“ Real beauty isn’t about symmetry or weight or makeup; it’s about looking life right in the face and seeing all its magnificence reflected in your own.”
“15 yr old 10th grade girl, not attending school, saying that she was not good looking and her face has some asymmetry. She doesn’t want to go out, and if at all she goes out, she covers her most of her face with scarf. She expresses severe suicidal ideas and was very much depressed.”
Most of us have something we don’t like about our appearance — a crooked nose, an uneven smile, or eyes that are too large or too small, but they don’t interfere with our daily lives.
Body Dysmorphophobic Disorder (BDD) people think about their real or perceived flaws for hours each day.
They can’t control their negative thoughts and don’t believe people who tell them that they look fine. Their thoughts may cause severe emotional distress and interfere with their daily functioning. They may miss work or school, avoid social situations and isolate themselves, even from family and friends, because they fear others will notice their flaws.
They may even undergo unnecessary plastic surgeries to correct perceived imperfections, never finding satisfaction with the results.
Who they are? & what they do?
BDD is a body-image disorder characterized by persistent and intrusive preoccupations with an imagined or slight defect in one’s appearance.
They can dislike any part of their body, but most commonly find fault with their hair, skin, nose, chest, or stomach. In real sense, a perceived defect may be only a slight imperfection or nonexistent, but for people with BDD, the flaw is significant and prominent, often causing severe emotional distress and difficulties in daily functioning.
Most often it develops in adolescents and teens, and research shows that it affects men and women almost equally.
They suffer from obsessions about their appearance that can last for hours or up to an entire day. This can lead to low self-esteem, avoidance of social situations, and problems at work or school.
They may avoid leaving their homes altogether and may even have thoughts of suicide or make a suicide attempt.

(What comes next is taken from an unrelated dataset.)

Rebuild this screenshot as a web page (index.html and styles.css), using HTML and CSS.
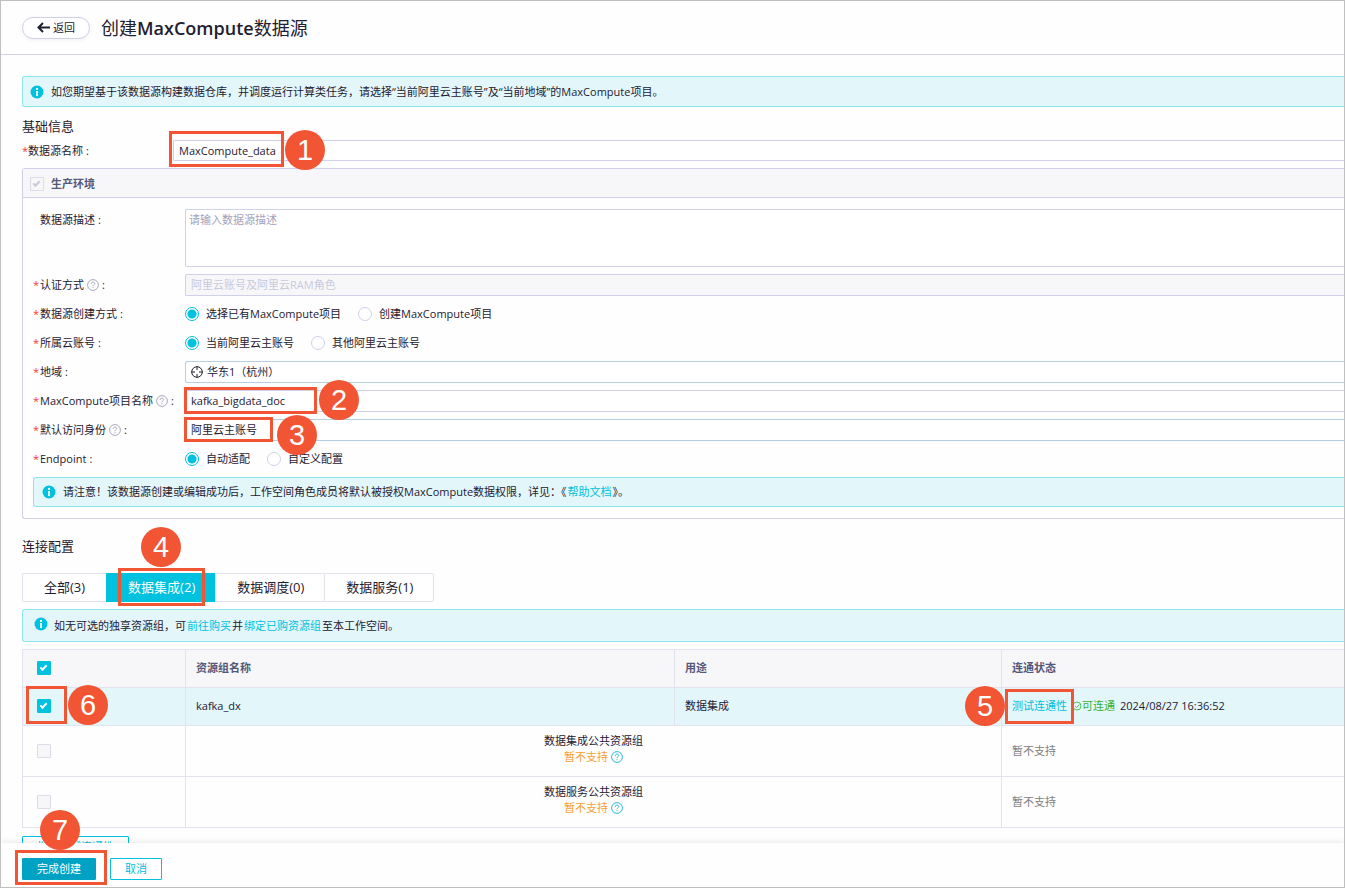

They may perform some type of compulsive or repetitive behavior to try to hide or improve their flaws.
- Camouflaging (with body position, clothing, makeup, hair, hats, etc.)
- comparing body part to others’ appearance
- seeking surgery
- checking in a mirror
- avoiding mirrors
- skin picking
- excessive grooming
- excessive exercise
- changing clothes excessively
CBT & Antidepressants
“The human body is the best work of art.”